I used to think that it was just my tempo and tone: my tempo being my schedule and my tone being my attitude/emotions. This made sense to me. My tempo was set to the pace and patterns of the church, so when the church is busy, I am busy; when the church is slow, so am I. When the church is stressed, so am I. When things are going well or things are going poorly, well, so am I. As the church goes, so go I. The tempo and tone, I get.

But I didn’t realize how deeply tied my rhythm was to the church.

The first weekend, around Friday afternoon and through all of Saturday, I could feel myself ramping up. My body tensed up, my emotions started to tighten, my stress slowly inched north. My mind was fuzzy, unable to focus, like a kid sitting in front of TV movies screens trying to decide which one to watch. Everything about me didn’t know what to do or where to focus.

Everything was out of rhythm.

It wasn’t that I was going too fast or too slow. It wasn’t that I wasn’t in tune, although I’m sure my heart was off pitch. Nothing in me could find the beat.

Imagine an orchestra - woodwinds, brass, percussion, and strings - all playing together in harmony and in rhythm. It’s amazing. The instruments are all tuned to a concert pitch and they are all playing together in the same rhythm, or with different rhythms working off of the same time signature. Powerful and beautiful.

Now, imagine a fourth grade orchestra trying to hold it together through Beethoven’s 5th!

The percussion section all hitting on different beats. The strings trying to play the 5th as its supposed to be played while the brass are trying to perform it as a polka!

That was me the first weekend of my sabbatical.

After 26 years of always marching toward the weekend ... after over 1,300 weeks always building up to Sunday ... after setting my rhythm to the simple fact that Sunday happens every 7 days ... When that target or focus was gone from my schedule, my body and heart and head and habits simply didn’t know what to do.

The absence of the constant focus of my rhythm exposed how deeply my rhythm is set.

And then I began to ask a very important question - maybe a life-changing question - is this what my life’s rhythm is supposed to be set to?

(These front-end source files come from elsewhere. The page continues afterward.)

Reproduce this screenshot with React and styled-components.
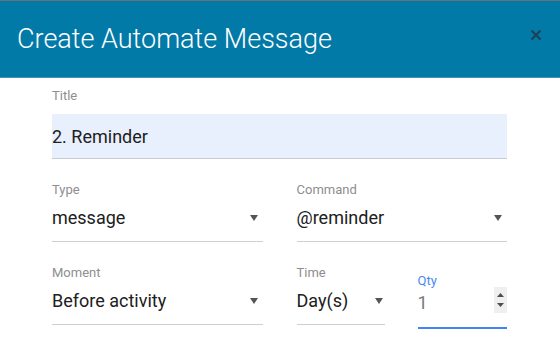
import React from "react";
import styled, { createGlobalStyle } from "styled-components";

const Global = createGlobalStyle`
  html, body { margin: 0; padding: 0; background: #ffffff; }
  body { font-family: Roboto, "Noto Sans", Arial, sans-serif; }
  * { box-sizing: border-box; }
`;

const Dialog = styled.div`
  width: 560px;
  height: 346px;
  background: #fff;
  overflow: hidden;
`;

const Header = styled.header`
  height: 78px;
  background: #027aa8;
  border-top: 1px solid #6b7276;
  border-bottom: 1px solid #3f96b8;
  display: flex;
  align-items: center;
  justify-content: space-between;
  padding: 0 18px 0 17px;
`;

const HeaderTitle = styled.h1`
  margin: 0;
  font-family: Roboto, sans-serif;
  font-weight: 300;
  font-size: 27px;
  color: #ffffff;
  letter-spacing: 0;
`;

const CloseBtn = styled.button`
  border: 0;
  background: transparent;
  padding: 0;
  width: 13px;
  height: 13px;
  display: flex;
  align-items: center;
  justify-content: center;
  margin-top: -9px;
  cursor: pointer;
`;

const Body = styled.div`
  padding: 10px 53px 0 52px;
  display: flex;
  flex-direction: column;
  gap: 23px;
`;

const Row = styled.div`
  display: grid;
  grid-template-columns: 1fr 1fr;
  column-gap: 34px;
`;

const SubRow = styled.div`
  display: grid;
  grid-template-columns: 88px 89px;
  column-gap: 33px;
`;

const Field = styled.div`
  display: flex;
  flex-direction: column;
  padding-top: ${(p) => p.$offset || 0}px;
`;

const Label = styled.label`
  font-size: 13px;
  line-height: 16px;
  height: 16px;
  color: ${(p) => (p.$active ? "#4a8af4" : "#8e8e8e")};
`;

const FilledInput = styled.div`
  margin-top: 10px;
  height: 45px;
  background: #e8f0fe;
  border-bottom: 1px solid #c9ccd2;
  display: flex;
  align-items: center;
  font-size: 18px;
  color: #202020;
  padding-top: 1px;
`;

const SelectBox = styled.div`
  margin-top: ${(p) => (p.$active ? 2 : 8)}px;
  height: ${(p) => (p.$active ? 38 : 36)}px;
  display: flex;
  align-items: flex-start;
  justify-content: space-between;
  border-bottom: ${(p) => (p.$active ? "2px solid #4285f4" : "1px solid #cfcfcf")};
  font-size: 18px;
  line-height: 24px;
  color: ${(p) => (p.$muted ? "#7a7a7a" : "#202020")};
  padding-right: ${(p) => p.$pad}px;
`;

const Arrow = styled.svg`
  margin-top: 9px;
  flex: none;
`;

const Spinner = styled.div`
  margin-top: -4px;
  width: 13px;
  height: 26px;
  background: #efefef;
  display: flex;
  flex-direction: column;
  align-items: center;
  justify-content: center;
  gap: 6px;
`;

const Caret = ({ up }) => (
  <svg width="7" height="4" viewBox="0 0 7 4">
    <path d={up ? "M0 4 L3.5 0 L7 4 Z" : "M0 0 L3.5 4 L7 0 Z"} fill="#4d4d4d" />
  </svg>
);

const Select = ({ label, value, pad = 5 }) => (
  <Field>
    <Label>{label}</Label>
    <SelectBox $pad={pad}>
      <span>{value}</span>
      <Arrow width="8" height="6" viewBox="0 0 8 6">
        <path d="M0 0 L8 0 L4 6 Z" fill="#555" />
      </Arrow>
    </SelectBox>
  </Field>
);

export default function App() {
  return (
    <>
      <Global />
      <Dialog>
        <Header>
          <HeaderTitle>Create Automate Message</HeaderTitle>
          <CloseBtn aria-label="close">
            <svg width="12" height="12" viewBox="0 0 12 12">
              <path d="M1.5 1.5 L10.5 10.5 M10.5 1.5 L1.5 10.5" stroke="#1c4255" strokeWidth="2.2" />
            </svg>
          </CloseBtn>
        </Header>
        <Body>
          <Field>
            <Label>Title</Label>
            <FilledInput>2. Reminder</FilledInput>
          </Field>
          <Row>
            <Select label="Type" value="message" />
            <Select label="Command" value="@reminder" />
          </Row>
          <Row>
            <Select label="Moment" value="Before activity" />
            <SubRow>
              <Select label="Time" value="Day(s)" pad={2} />
              <Field $offset={8}>
                <Label $active>Qty</Label>
                <SelectBox $active $muted $pad={0}>
                  <span>1</span>
                  <Spinner>
                    <Caret up />
                    <Caret />
                  </Spinner>
                </SelectBox>
              </Field>
            </SubRow>
          </Row>
        </Body>
      </Dialog>
    </>
  );
}
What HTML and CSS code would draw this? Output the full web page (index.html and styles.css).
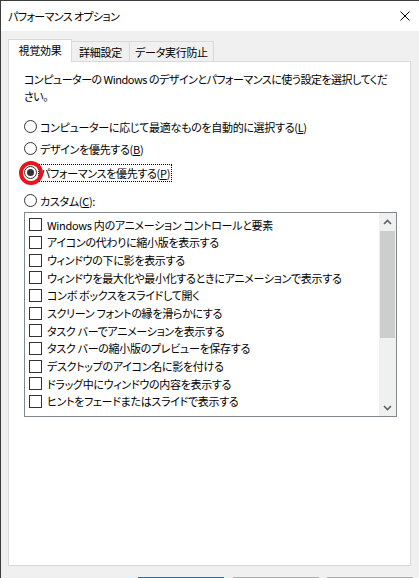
FILE: index.html
```html
<!DOCTYPE html>
<html lang="ja">
<head>
<meta charset="utf-8">
<title>パフォーマンス オプション</title>
<link rel="stylesheet" href="styles.css">
</head>
<body>
<div class="window">
  <div class="titlebar">
    <span class="title">パフォーマンス オプション</span>
    <span class="close" aria-label="閉じる">
      <svg width="10" height="10" viewBox="0 0 10 10"><path d="M0.5 0.5 L9.5 9.5 M9.5 0.5 L0.5 9.5" stroke="#000" stroke-width="1" fill="none"/></svg>
    </span>
  </div>
  <div class="tabs">
    <div class="tab selected">視覚効果</div>
    <div class="tab t2">詳細設定</div>
    <div class="tab t3">データ実行防止</div>
  </div>
  <div class="panel">
    <p class="desc">コンピューターの Windows のデザインとパフォーマンスに使う設定を選択してくだ<br>さい。</p>
    <div class="radios">
      <div class="radio r1"><span class="dot"></span><span class="label">コンピューターに応じて最適なものを自動的に選択する(<u>L</u>)</span></div>
      <div class="radio r2"><span class="dot"></span><span class="label">デザインを優先する(<u>B</u>)</span></div>
      <div class="radio r3 checked"><span class="dot"><span class="mark"></span></span><span class="label focus">パフォーマンスを優先する(<u>P</u>)</span><span class="highlight"></span></div>
      <div class="radio r4"><span class="dot"></span><span class="label">カスタム(<u>C</u>):</span></div>
    </div>
    <div class="listbox">
      <div class="items">
        <div class="item"><span class="box"></span>Windows 内のアニメーション コントロールと要素</div>
        <div class="item"><span class="box"></span>アイコンの代わりに縮小版を表示する</div>
        <div class="item"><span class="box"></span>ウィンドウの下に影を表示する</div>
        <div class="item"><span class="box"></span>ウィンドウを最大化や最小化するときにアニメーションで表示する</div>
        <div class="item"><span class="box"></span>コンボ ボックスをスライドして開く</div>
        <div class="item"><span class="box"></span>スクリーン フォントの縁を滑らかにする</div>
        <div class="item"><span class="box"></span>タスク バーでアニメーションを表示する</div>
        <div class="item"><span class="box"></span>タスク バーの縮小版のプレビューを保存する</div>
        <div class="item"><span class="box"></span>デスクトップのアイコン名に影を付ける</div>
        <div class="item"><span class="box"></span>ドラッグ中にウィンドウの内容を表示する</div>
        <div class="item"><span class="box"></span>ヒントをフェードまたはスライドで表示する</div>
      </div>
      <div class="scrollbar">
        <div class="sbtn">
          <svg width="9" height="6" viewBox="0 0 9 6"><path d="M1 5 L4.5 1.5 L8 5" stroke="#606060" stroke-width="1.6" fill="none"/></svg>
        </div>
        <div class="track"><div class="thumb"></div></div>
        <div class="sbtn">
          <svg width="9" height="6" viewBox="0 0 9 6"><path d="M1 1 L4.5 4.5 L8 1" stroke="#606060" stroke-width="1.6" fill="none"/></svg>
        </div>
      </div>
    </div>
  </div>
  <div class="buttons">
    <div class="btn default" aria-label="OK"></div>
    <div class="btn" aria-label="キャンセル"></div>
    <div class="btn" aria-label="適用"></div>
  </div>
</div>
</body>
</html>
```
FILE: styles.css
```css
html, body {
  margin: 0;
  padding: 0;
  width: 419px;
  height: 578px;
  overflow: hidden;
  background: #f0f0f0;
}
.window {
  width: 418px;
  height: 577px;
  border-left: 1px solid #3d3d3d;
  border-top: 1px solid #3d3d3d;
  background: #f0f0f0;
  font-family: "Noto Sans CJK JP", "Noto Sans", sans-serif;
  font-size: 11px;
  letter-spacing: -0.3px;
  color: #000;
  font-feature-settings: "palt";
  overflow: hidden;
}
.titlebar {
  height: 30px;
  background: #fff;
  display: flex;
  align-items: center;
  justify-content: space-between;
  padding-left: 7px;
  padding-right: 8px;
}
.title {
  line-height: 16px;
  letter-spacing: -0.6px;
}
.close {
  display: flex;
  width: 10px;
  height: 10px;
  margin-right: 1px;
}
.tabs {
  display: flex;
  align-items: flex-end;
  margin-top: 8px;
  padding-left: 7px;
  height: 22px;
  position: relative;
  z-index: 1;
}
.tab {
  height: 20px;
  box-sizing: border-box;
  border: 1px solid #d9d9d9;
  border-bottom: none;
  background: #f0f0f0;
  line-height: 20px;
  margin-left: -1px;
  text-align: center;
  white-space: nowrap;
}
.tab.selected {
  height: 23px;
  width: 64px;
  margin-left: 0;
  margin-bottom: -1px;
  background: #fff;
  line-height: 21px;
}
.tab.t2 { width: 59px; }
.tab.t3 { width: 85px; }
.panel {
  margin-left: 7px;
  width: 403px;
  height: 505px;
  box-sizing: border-box;
  border: 1px solid #d9d9d9;
  background: #fff;
  padding: 9px 0 0 15px;
}
.desc {
  margin: 0;
  line-height: 17px;
  white-space: nowrap;
  letter-spacing: -0.5px;
}
.radios {
  display: flex;
  flex-direction: column;
  margin-top: 13px;
}
.radio {
  display: flex;
  align-items: center;
  height: 17px;
  position: relative;
}
.r2 { margin-top: 5px; }
.r3 { margin-top: 7px; }
.r4 { margin-top: 11px; }
.dot {
  width: 13px;
  height: 13px;
  box-sizing: border-box;
  border: 1px solid #333;
  border-radius: 50%;
  background: #fff;
  margin-right: 3px;
  display: flex;
  align-items: center;
  justify-content: center;
  flex: none;
}
.mark {
  width: 7px;
  height: 7px;
  border-radius: 50%;
  background: #333;
}
.label {
  line-height: 16px;
  padding: 0 1px;
  margin-left: -1px;
}
.label.focus {
  outline: 1px dotted #000;
  outline-offset: 0;
}
.highlight {
  position: absolute;
  left: -5.5px;
  top: -3px;
  width: 24px;
  height: 24px;
  box-sizing: border-box;
  border: 4px solid #e8141b;
  border-radius: 50%;
}
.listbox {
  margin-top: 3px;
  width: 373px;
  height: 205px;
  box-sizing: border-box;
  border: 1px solid #828790;
  display: flex;
}
.items {
  flex: 1;
  overflow: hidden;
  padding: 3px 0 0 4px;
}
.item {
  display: flex;
  align-items: center;
  height: 17.67px;
  line-height: 16px;
  white-space: nowrap;
}
.box {
  width: 13px;
  height: 13px;
  box-sizing: border-box;
  border: 1px solid #333;
  background: #fff;
  margin-right: 5px;
  flex: none;
}
.scrollbar {
  width: 17px;
  flex: none;
  background: #f0f0f0;
  display: flex;
  flex-direction: column;
}
.sbtn {
  height: 17px;
  display: flex;
  align-items: center;
  justify-content: center;
  flex: none;
}
.track {
  flex: 1;
  padding-top: 1px;
}
.thumb {
  height: 107px;
  margin: 0 1px;
  background: #cdcdcd;
}
.buttons {
  display: flex;
  margin-top: 11px;
  padding-left: 137px;
  gap: 8px;
}
.btn {
  width: 86px;
  height: 23px;
  box-sizing: border-box;
  border: 1px solid #adadad;
  background: #e1e1e1;
}
.btn.default {
  border: 2px solid #0078d7;
  margin-right: 1px;
}
```
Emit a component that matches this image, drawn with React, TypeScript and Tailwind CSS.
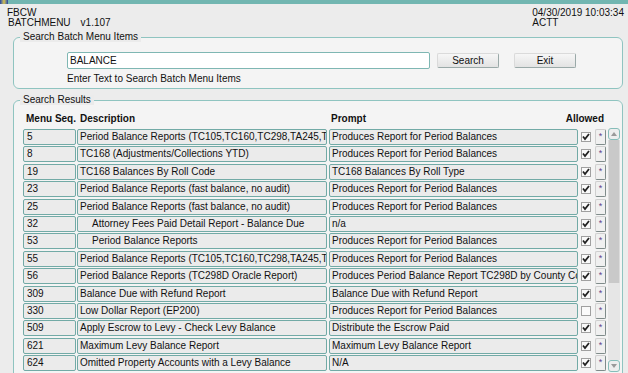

Don’t get me wrong, setting the tone and tempo are equally important, but for now my focus is on my rhythm, and my “time signature” is currently set to the church.

Is that where it is supposed to be?

At the same time I’ve started a “30 Days with Jesus” study and it is clear to me that Jesus had this rhythm thing figured out. Seriously, my schedule and stress are pathetic when compared to what Jesus endured during his ministry on earth. People demanded his time and attention in ways that I could never understand. “Come heal my kid.” “Come teach in my town.” “Come mourn with us.” “Come eat with us.” Jesus walks into the lion’s den of Judaism as well as the governor’s palace of Rome and turns everything upside down. He wasn’t only fulfilling the old, he was creating the new, and in the process he was the recipient of mockery, insults, estrangement from those closest to him, and death threats. All this while carrying the literal weight of humanity on his heart and shoulders.

I simply can’t imagine.

Yet he didn’t set his rhythm to his ministry, responsibilities, or the demands of other people. He set his rhythm to his relationship with his Father.

Always.

How easy it would have become for the intensity of his ministry to reset his rhythm. How simple it would have been for his life to revolved around his work instead of his life AND work revolving around his Father.

But Jesus’ rhythm was always set. No matter how difficult or easy, how tired or inspired, how in pain or in joy he was, Jesus always stayed in rhythm with his Heavenly Father.

Always.

(To see this in full, check out John 5, especially versus 16-30.)

So three weeks into my sabbatical ...

What is my rhythm set to?
What do I need to change in order to recalibrate it?
How can I keep my rhythm focused on where it should be?

How about you? What is your rhythm set to? What are you doing to keep it in sync?